Rebuilding in the wake of Hurricane Katrina has brought that point home, he added, “There’s a tremendous advantage to being local and on the spot to make decisions. The need to do that was put under the microscope after Katrina.”

Jerry St Pé, a member of the bank’s board of directors, said, “The key to the bank’s longevity is three things: service, service and service. The bank prides itself on being hometown people that we know. M&M Bank will continue to provide service and be engaged in this community.”

A ribbon cutting ceremony and open house October 12 celebrated the anniversary and the bank’s return to downtown. City leaders welcomed the facility with words of praise.

Joe Stout’s family has been in business in downtown Pascagoula since 1923 when they started Brumfield’s Department Store, which they operated for many years. He now owns and operates Bargain Annex and is president of the Main Street Association.

“When the bank revealed what they were going to do, it was the buzz,” he said. “The fact they chose to stay downtown is a major statement that this area will be vital for a long time. They could have built anywhere.”

Bargain Annex opened in March after being closed eight months from storm damage. Stout said every month, business is better than the month before. The family also owns 14 other properties downtown, 12 of which have been refurbished and rented since Katrina. He feels having the bank’s headquarters downtown will keep the area moving forward.

“Any time you have a financial institution in the heart of the business distinct, it will draw customers who will probably stay downtown and shop,” he said. “Having them down here is the lifeblood.”


City manager Kay Kell said the city has made a big commitment to downtown and can’t be successful without private investment in the district. “What the bank is bringing here is priceless and will help revitalize the area,” she said.“It will encourage other businesses to locate downtown and it sets the standard.”

That standard was set high with the bank’s 41,000-square-foot French Colonial-style building featuring porches, balconies, wrought iron and an environmentally pleasing parking area. A 40,000-square-foot park and gazebo fronting the building adds beauty and green space to downtown.

“We’re excited about the public space and using that,” Kell said. “I attended a catered dinner in their dining room on the second floor and walked out on the balcony. It’s a beautiful scene with the river in the background.”

Cumbest agreed that it’s good to be back downtown. “It’s like going home,” he said. “Getting everybody back under one roof after being scattered in four different locations makes things run a lot smoother.”

The architect for the new facility was Roger Pryor and the contractor was Fletcher Construction, a locally owned company. Total cost of construction was $7 million.

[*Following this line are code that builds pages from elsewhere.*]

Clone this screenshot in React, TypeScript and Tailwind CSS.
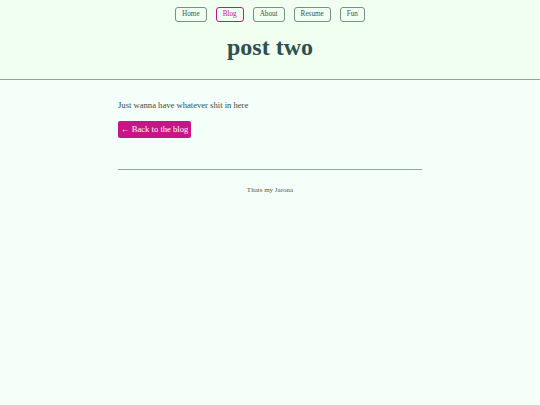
export default function App() {
  const links = ['Home', 'Blog', 'About', 'Resume', 'Fun'];

  return (
    <div className="min-h-[405px] bg-[#f5fffa] font-['Liberation_Serif',serif] text-[#2f4f4f]">
      <header className="border-b border-[#8fa89a] bg-[#f0fff0] pt-[7px] pb-[18px]">
        <nav className="flex justify-center gap-[9px]">
          {links.map((link) => (
            <a
              key={link}
              className={
                link === 'Blog'
                  ? 'flex h-[15px] items-center rounded-[3px] border border-[#c71585] px-[6px] text-[7.2px] text-[#c71585]'
                  : 'flex h-[15px] items-center rounded-[3px] border border-[#7a8f86] px-[6px] text-[7.2px] text-[#3d5552]'
              }
            >
              {link}
            </a>
          ))}
        </nav>
        <h1 className="mt-[11px] text-center text-[24px] leading-[28px] font-bold">post two</h1>
      </header>
      <main className="mx-auto w-[304px] pt-[19px]">
        <p className="text-[8.6px] leading-[12px]">Just wanna have whatever shit in here</p>
        <a className="mt-[10px] inline-flex h-[17px] items-center rounded-[2px] bg-[#c71585] px-[3px] text-[8.6px] text-white">
          ← Back to the blog
        </a>
        <hr className="mt-[30px] border-[#8fa89a]" />
        <footer className="pt-[15px] text-center text-[7px] text-[#555]">Thats my Jarona</footer>
      </main>
    </div>
  );
}
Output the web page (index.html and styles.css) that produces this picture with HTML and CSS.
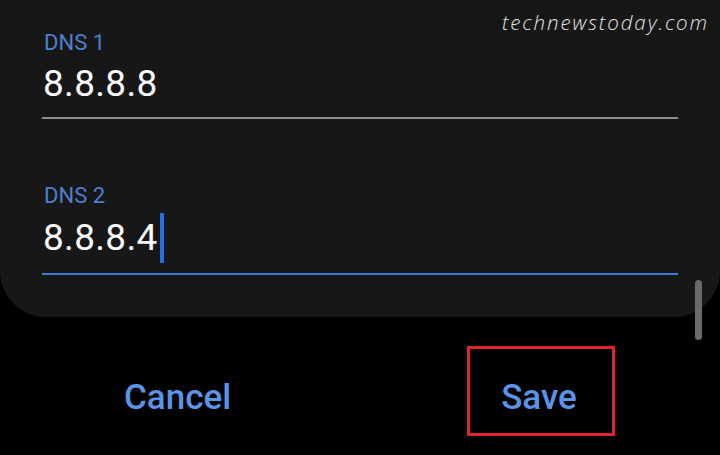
FILE: index.html
```html
<!DOCTYPE html>
<html>
<head>
<meta charset="utf-8">
<link rel="stylesheet" href="styles.css">
</head>
<body>
<div class="screen">
  <div class="panel">
    <div class="watermark">technewstoday.com</div>
    <div class="field">
      <div class="label">DNS 1</div>
      <div class="value">8.8.8.8</div>
      <div class="line"></div>
    </div>
    <div class="field second">
      <div class="label">DNS 2</div>
      <div class="value">8.8.8.4<span class="caret"></span></div>
      <div class="line active"></div>
    </div>
  </div>
  <div class="scrollbar"></div>
  <div class="actions">
    <div class="btn cancel">Cancel</div>
    <div class="btn save">Save<span class="highlight"></span></div>
  </div>
</div>
</body>
</html>
```
FILE: styles.css
```css
html, body {
  margin: 0;
  padding: 0;
  background: #000;
}
.screen {
  position: relative;
  width: 720px;
  height: 455px;
  overflow: hidden;
  background: #000;
  font-family: Roboto, "Liberation Sans", sans-serif;
}
.panel {
  position: relative;
  height: 317px;
  background: #171717;
  border-radius: 0 0 46px 46px;
  padding: 29px 42px 0 42px;
  box-sizing: border-box;
}
.watermark {
  position: absolute;
  top: 8px;
  right: 11px;
  font-family: "Open Sans", sans-serif;
  font-style: italic;
  font-weight: 300;
  font-size: 20.5px;
  letter-spacing: 1.9px;
  color: #e2e2e2;
}
.field {
  display: flex;
  flex-direction: column;
}
.field.second {
  margin-top: 63px;
}
.label {
  font-size: 22px;
  color: #4b7fd0;
  padding-left: 2px;
  line-height: 28px;
}
.value {
  display: flex;
  align-items: center;
  font-size: 37px;
  color: #fafafa;
  padding-left: 1px;
  line-height: 46px;
  margin-top: 4px;
  letter-spacing: 0.3px;
}
.caret {
  display: inline-block;
  width: 4px;
  height: 50px;
  background: #2272e6;
  margin-left: 2px;
  border-radius: 1px;
}
.line {
  height: 2px;
  background: #8e8e8e;
  margin-top: 10px;
}
.field.second .value {
  margin-top: 3px;
}
.field.second .line {
  margin-top: 10px;
}
.line.active {
  background: #3d79d6;
}
.scrollbar {
  position: absolute;
  left: 695px;
  top: 280px;
  width: 7px;
  height: 60px;
  border-radius: 4px;
  background: #6a6a6a;
}
.actions {
  display: flex;
  height: 138px;
  padding-top: 22px;
  box-sizing: border-box;
  align-items: center;
}
.btn {
  position: relative;
  font-size: 35px;
  font-weight: 500;
  color: #5b93e6;
}
.cancel {
  margin-left: 124px;
}
.save {
  margin-left: 270px;
}
.highlight {
  position: absolute;
  left: -34px;
  right: -38px;
  top: -31px;
  bottom: -18px;
  border: 3px solid #e0232c;
}
```
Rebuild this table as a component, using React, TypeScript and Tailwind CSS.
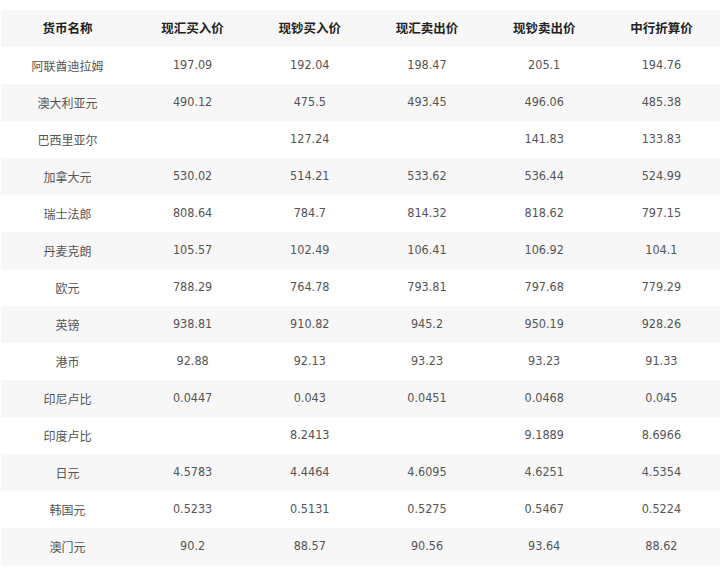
import React from "react";

const headers = ["货币名称", "现汇买入价", "现钞买入价", "现汇卖出价", "现钞卖出价", "中行折算价"];

const rows: string[][] = [
  ["阿联酋迪拉姆", "197.09", "192.04", "198.47", "205.1", "194.76"],
  ["澳大利亚元", "490.12", "475.5", "493.45", "496.06", "485.38"],
  ["巴西里亚尔", "", "127.24", "", "141.83", "133.83"],
  ["加拿大元", "530.02", "514.21", "533.62", "536.44", "524.99"],
  ["瑞士法郎", "808.64", "784.7", "814.32", "818.62", "797.15"],
  ["丹麦克朗", "105.57", "102.49", "106.41", "106.92", "104.1"],
  ["欧元", "788.29", "764.78", "793.81", "797.68", "779.29"],
  ["英镑", "938.81", "910.82", "945.2", "950.19", "928.26"],
  ["港币", "92.88", "92.13", "93.23", "93.23", "91.33"],
  ["印尼卢比", "0.0447", "0.043", "0.0451", "0.0468", "0.045"],
  ["印度卢比", "", "8.2413", "", "9.1889", "8.6966"],
  ["日元", "4.5783", "4.4464", "4.6095", "4.6251", "4.5354"],
  ["韩国元", "0.5233", "0.5131", "0.5275", "0.5467", "0.5224"],
  ["澳门元", "90.2", "88.57", "90.56", "93.64", "88.62"],
];

export default function App() {
  return (
    <div className="w-[720px] h-[569px] bg-white pt-[10px] pl-px font-['DejaVu_Sans_Condensed','DejaVu_Sans','Noto_Sans_CJK_SC',sans-serif]">
      <div className="grid grid-cols-[133px_repeat(5,1fr)] bg-[#f7f7f7] h-[37px] items-center text-[12.5px] font-bold text-[#222] font-['Noto_Sans_CJK_SC',sans-serif]">
        {headers.map((h) => (
          <div key={h} className="text-center">
            {h}
          </div>
        ))}
      </div>
      {rows.map((r, i) => (
        <div
          key={r[0]}
          className={
            i % 2 === 1
              ? "grid grid-cols-[133px_repeat(5,1fr)] h-[37px] items-center text-[12.5px] text-[#555] bg-[#f7f7f7]"
              : "grid grid-cols-[133px_repeat(5,1fr)] h-[37px] items-center text-[12.5px] text-[#555] bg-white"
          }
        >
          {r.map((c, j) => (
            <div
              key={j}
              className={
                j === 0
                  ? "text-center text-[12px] font-['Noto_Sans_CJK_SC',sans-serif]"
                  : "text-center"
              }
            >
              {c}
            </div>
          ))}
        </div>
      ))}
    </div>
  );
}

“We’re fortunate we had the contract before Katrina. We lost three months’ construction work, but the storm expedited the work flow because we took down the old building earlier than planned and didn’t have to work around it,” Cumbest said. “We’ve invested a lot of money into the future of downtown Pascagoula, but it was one of the best decisions we could make.”

St Pé said the opening of the new facility is nostalgic for him as he recalls the old building opening on the same site about the time he moved to Pascagoula 50 years ago as a young newspaper reporter.

“It’s coming full circle, and it’s not just a new facility downtown — it was done as a true centerpiece,” he said. “It adds so much and has already influenced several other buildings and businesses. M&M Bank has significantly elevated the standards.”